Wetsvoorstel meerderheidspartijen over dringende begrotingsmaatregelen inzake gezondheidszorg
Kamerleden van de meerderheidspartijen hebben samen een wetsvoorstel ingediend met dringende begrotingsmaatregelen voor de gezondheidszorg.
Herman Nys, em. prof. medisch recht KU Leuven, ex voorzitter VITAZ
De volksvertegenwoordigers Jan Bertels (Vooruit), Kathleen Depoorter en Frieda Gijbels (N-VA), Julie Taton (MR), Jean-François Gatelier (Les Engagés) en Nawal Farih (cd&v) (allen van een van de meerderheidspartijen) dienden op 26 november bij de Kamer van volksvertegenwoordigers een wetsvoorstel in houdende diverse dringende begrotingsbepalingen inzake gezondheidszorg.
Dit wetsvoorstel omvat een aantal diverse dringende begrotingsbepalingen inzonderheid over geneesmiddelen, de maximumfactuur en de administratiekosten van de verzekeringsinstellingen.
Geneesmiddelen
Hoofdstuk 2 bevat bepalingen met betrekking tot het programma voor snelle toegang, facturatie aan 78%, heffingen op de omzet, bijdrage op de omzet, hervorming van de besparingsmaatregelen toegepast op de lijst van vergoedbare farmaceutische specialiteiten en het persoonlijk aandeel.
Maximumfactuur in psychiatrische ziekenhuizen
Hoofdstuk 3 is gewijd aan de maximumfactuur. De persoonlijke aandelen voor de opneming in een psychiatrisch ziekenhuis worden nu gedurende maximum 365 dagen in aanmerking genomen voor de maximumfactuur.
In uitvoering van het regeerakkoord wordt die beperking geschrapt om langdurige psychiatrische patiënten beter te beschermen tegen hoge kosten voor gezondheidszorg.

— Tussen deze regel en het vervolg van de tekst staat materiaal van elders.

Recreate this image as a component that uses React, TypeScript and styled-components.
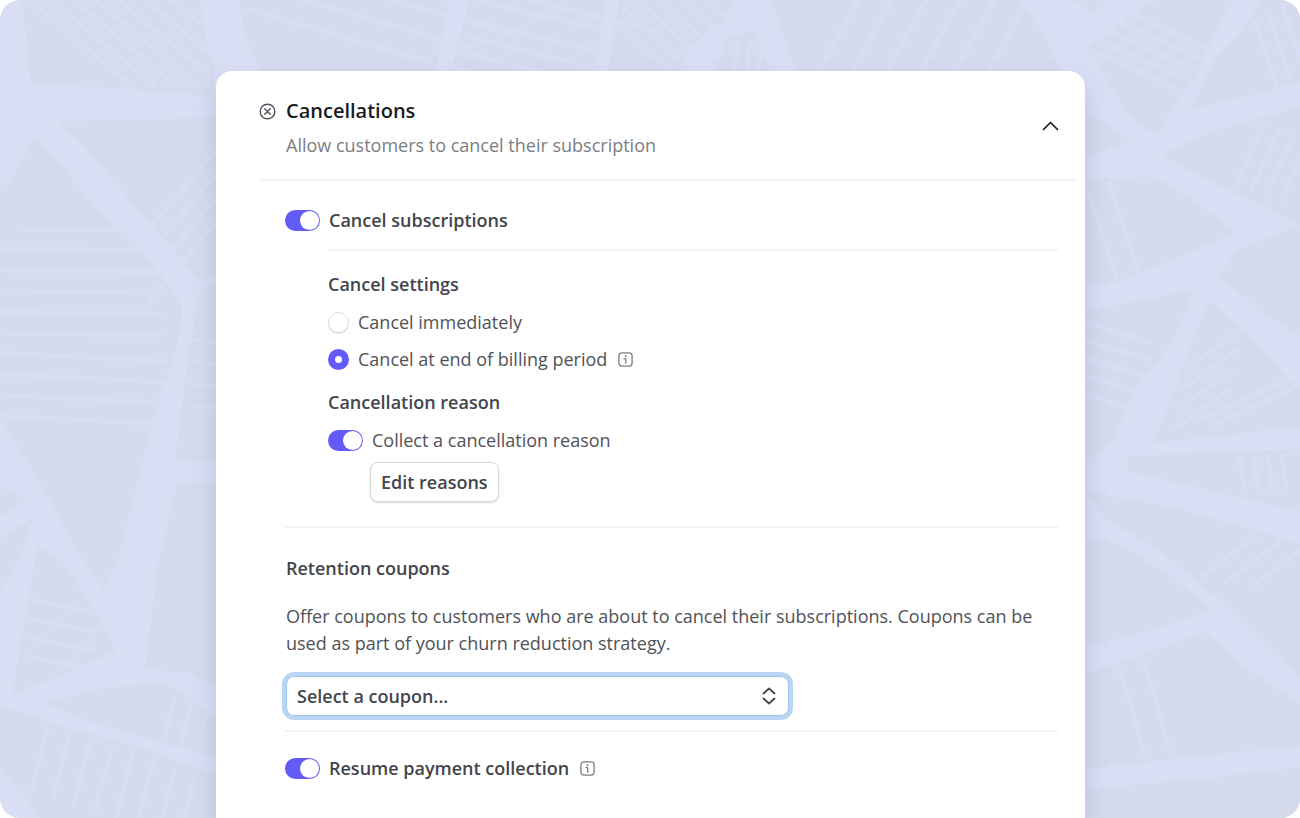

De persoonlijke aandelen voor de opneming in een psychiatrisch ziekenhuis zullen in de toekomst dus zonder beperking worden opgenomen in de remgeldteller voor de maximumfactuur en de persoonlijke aandelen die het remgeldplafond overschrijden zullen ook zonder beperking worden terugbetaald.
Administratiekosten van de verzekeringsinstellingen
Hoofdstuk 4 beoogt verschillende bepalingen te wijzigen in het kader van de administratiekosten toegekend aan de verzekeringsinstellingen. Het gaat om vier maatregelen.
Een ervan betreft de uitvoering van het regeerakkoord. De verzekeringsinstellingen zullen vanaf 2026 de onverschuldigde bedragen volledig ten laste nemen die door hun eigen fouten werden betaald en niet teruggevorderd kunnen worden met toepassing van artikel 17, tweede lid, van de wet van 11 april 1995 tot invoering van het Handvest van de sociaal verzekerde.
Als de verzekeringsinstelling echter kan aantonen dat de fout in de zin van artikel 17, tweede lid, van deze toerekenbaar is aan een andere instelling van sociale zekerheid, moet dit bedrag toch niet ten laste van de administratiekosten worden genomen.